• [Instructions to follow] Output the material beneath this task exactly, images excluded.

--- BEGIN Recorded data ---

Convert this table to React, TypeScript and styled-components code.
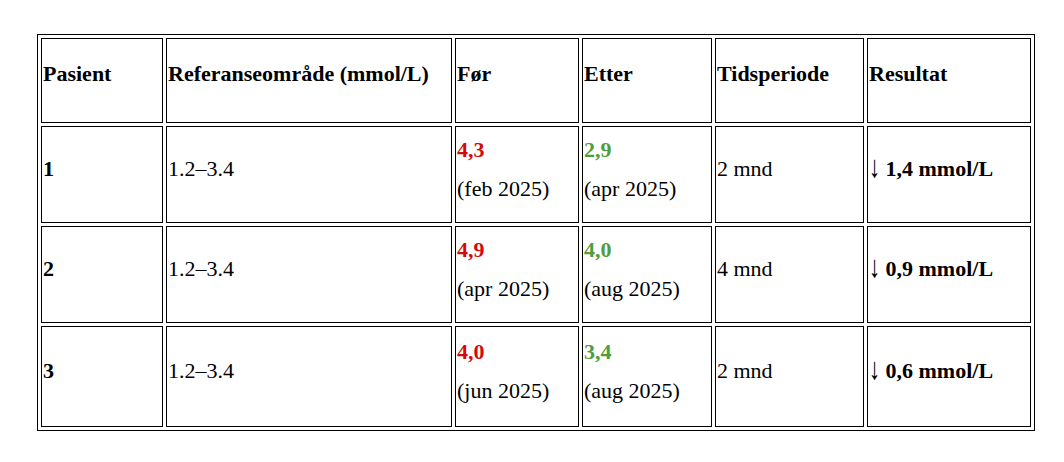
import styled, { createGlobalStyle } from "styled-components";

type Row = {
  patient: string;
  range: string;
  before: string;
  beforeDate: string;
  after: string;
  afterDate: string;
  period: string;
  result: string;
  height: number;
};

const columns = [
  { label: "Pasient", width: 122 },
  { label: "Referanseområde (mmol/L)", width: 286 },
  { label: "Før", width: 124 },
  { label: "Etter", width: 130 },
  { label: "Tidsperiode", width: 149 },
  { label: "Resultat", width: 164 },
];

const rows: Row[] = [
  {
    patient: "1",
    range: "1.2–3.4",
    before: "4,3",
    beforeDate: "(feb 2025)",
    after: "2,9",
    afterDate: "(apr 2025)",
    period: "2 mnd",
    result: "1,4 mmol/L",
    height: 97,
  },
  {
    patient: "2",
    range: "1.2–3.4",
    before: "4,9",
    beforeDate: "(apr 2025)",
    after: "4,0",
    afterDate: "(aug 2025)",
    period: "4 mnd",
    result: "0,9 mmol/L",
    height: 97,
  },
  {
    patient: "3",
    range: "1.2–3.4",
    before: "4,0",
    beforeDate: "(jun 2025)",
    after: "3,4",
    afterDate: "(aug 2025)",
    period: "2 mnd",
    result: "0,6 mmol/L",
    height: 101,
  },
];

const App = () => {
  return (
    <>
      <GlobalStyle />
      <Page>
        <Table>
          <thead>
            <HeadRow>
              {columns.map((col) => (
                <HeadCell key={col.label} width={col.width}>
                  {col.label}
                </HeadCell>
              ))}
            </HeadRow>
          </thead>
          <tbody>
            {rows.map((row) => (
              <BodyRow key={row.patient} height={row.height}>
                <Cell>
                  <strong>{row.patient}</strong>
                </Cell>
                <Cell>{row.range}</Cell>
                <Cell>
                  <Stack>
                    <Value tone="down">{row.before}</Value>
                    <span>{row.beforeDate}</span>
                  </Stack>
                </Cell>
                <Cell>
                  <Stack>
                    <Value tone="up">{row.after}</Value>
                    <span>{row.afterDate}</span>
                  </Stack>
                </Cell>
                <Cell>{row.period}</Cell>
                <Cell>
                  <strong>
                    <Arrow>↓</Arrow> {row.result}
                  </strong>
                </Cell>
              </BodyRow>
            ))}
          </tbody>
        </Table>
      </Page>
    </>
  );
};

const GlobalStyle = createGlobalStyle`
  body {
    margin: 0;
    background: #ffffff;
    color: #000000;
    font-family: "Liberation Serif", "Times New Roman", "DejaVu Serif", serif;
    font-size: 22px;
  }
`;

const Page = styled.div`
  padding: 34px 0 0 37px;
`;

const Table = styled.table`
  width: 998px;
  table-layout: fixed;
  border: 1px solid #000;
  border-collapse: separate;
  border-spacing: 3px;
`;

const HeadRow = styled.tr`
  height: 85px;
`;

const HeadCell = styled.th<{ width: number }>`
  box-sizing: border-box;
  width: ${({ width }) => width}px;
  border: 1px solid #000;
  padding: 1px 1px 15px;
  text-align: left;
  vertical-align: middle;
  font-weight: bold;
  white-space: nowrap;
`;

const BodyRow = styled.tr<{ height: number }>`
  height: ${({ height }) => height}px;
`;

const Cell = styled.td`
  box-sizing: border-box;
  border: 1px solid #000;
  padding: 1px 1px 13px;
  vertical-align: middle;
  white-space: nowrap;
`;

const Stack = styled.div`
  display: flex;
  flex-direction: column;
  line-height: 39px;
`;

const Value = styled.span<{ tone: "up" | "down" }>`
  font-weight: bold;
  color: ${({ tone }) => (tone === "down" ? "#d40b0b" : "#4f9e3c")};
`;

const Arrow = styled.span`
  display: inline-block;
  font-weight: normal;
  transform: scale(1.05, 1.4);
  transform-origin: 50% 70%;
`;

export default App;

--- END Recorded data ---

• [Exercise solution]
Convert this table to React, TypeScript and styled-components code.
import styled, { createGlobalStyle } from "styled-components";

type Row = {
  patient: string;
  range: string;
  before: string;
  beforeDate: string;
  after: string;
  afterDate: string;
  period: string;
  result: string;
  height: number;
};

const columns = [
  { label: "Pasient", width: 122 },
  { label: "Referanseområde (mmol/L)", width: 286 },
  { label: "Før", width: 124 },
  { label: "Etter", width: 130 },
  { label: "Tidsperiode", width: 149 },
  { label: "Resultat", width: 164 },
];

const rows: Row[] = [
  {
    patient: "1",
    range: "1.2–3.4",
    before: "4,3",
    beforeDate: "(feb 2025)",
    after: "2,9",
    afterDate: "(apr 2025)",
    period: "2 mnd",
    result: "1,4 mmol/L",
    height: 97,
  },
  {
    patient: "2",
    range: "1.2–3.4",
    before: "4,9",
    beforeDate: "(apr 2025)",
    after: "4,0",
    afterDate: "(aug 2025)",
    period: "4 mnd",
    result: "0,9 mmol/L",
    height: 97,
  },
  {
    patient: "3",
    range: "1.2–3.4",
    before: "4,0",
    beforeDate: "(jun 2025)",
    after: "3,4",
    afterDate: "(aug 2025)",
    period: "2 mnd",
    result: "0,6 mmol/L",
    height: 101,
  },
];

const App = () => {
  return (
    <>
      <GlobalStyle />
      <Page>
        <Table>
          <thead>
            <HeadRow>
              {columns.map((col) => (
                <HeadCell key={col.label} width={col.width}>
                  {col.label}
                </HeadCell>
              ))}
            </HeadRow>
          </thead>
          <tbody>
            {rows.map((row) => (
              <BodyRow key={row.patient} height={row.height}>
                <Cell>
                  <strong>{row.patient}</strong>
                </Cell>
                <Cell>{row.range}</Cell>
                <Cell>
                  <Stack>
                    <Value tone="down">{row.before}</Value>
                    <span>{row.beforeDate}</span>
                  </Stack>
                </Cell>
                <Cell>
                  <Stack>
                    <Value tone="up">{row.after}</Value>
                    <span>{row.afterDate}</span>
                  </Stack>
                </Cell>
                <Cell>{row.period}</Cell>
                <Cell>
                  <strong>
                    <Arrow>↓</Arrow> {row.result}
                  </strong>
                </Cell>
              </BodyRow>
            ))}
          </tbody>
        </Table>
      </Page>
    </>
  );
};

const GlobalStyle = createGlobalStyle`
  body {
    margin: 0;
    background: #ffffff;
    color: #000000;
    font-family: "Liberation Serif", "Times New Roman", "DejaVu Serif", serif;
    font-size: 22px;
  }
`;

const Page = styled.div`
  padding: 34px 0 0 37px;
`;

const Table = styled.table`
  width: 998px;
  table-layout: fixed;
  border: 1px solid #000;
  border-collapse: separate;
  border-spacing: 3px;
`;

const HeadRow = styled.tr`
  height: 85px;
`;

const HeadCell = styled.th<{ width: number }>`
  box-sizing: border-box;
  width: ${({ width }) => width}px;
  border: 1px solid #000;
  padding: 1px 1px 15px;
  text-align: left;
  vertical-align: middle;
  font-weight: bold;
  white-space: nowrap;
`;

const BodyRow = styled.tr<{ height: number }>`
  height: ${({ height }) => height}px;
`;

const Cell = styled.td`
  box-sizing: border-box;
  border: 1px solid #000;
  padding: 1px 1px 13px;
  vertical-align: middle;
  white-space: nowrap;
`;

const Stack = styled.div`
  display: flex;
  flex-direction: column;
  line-height: 39px;
`;

const Value = styled.span<{ tone: "up" | "down" }>`
  font-weight: bold;
  color: ${({ tone }) => (tone === "down" ? "#d40b0b" : "#4f9e3c")};
`;

const Arrow = styled.span`
  display: inline-block;
  font-weight: normal;
  transform: scale(1.05, 1.4);
  transform-origin: 50% 70%;
`;

export default App;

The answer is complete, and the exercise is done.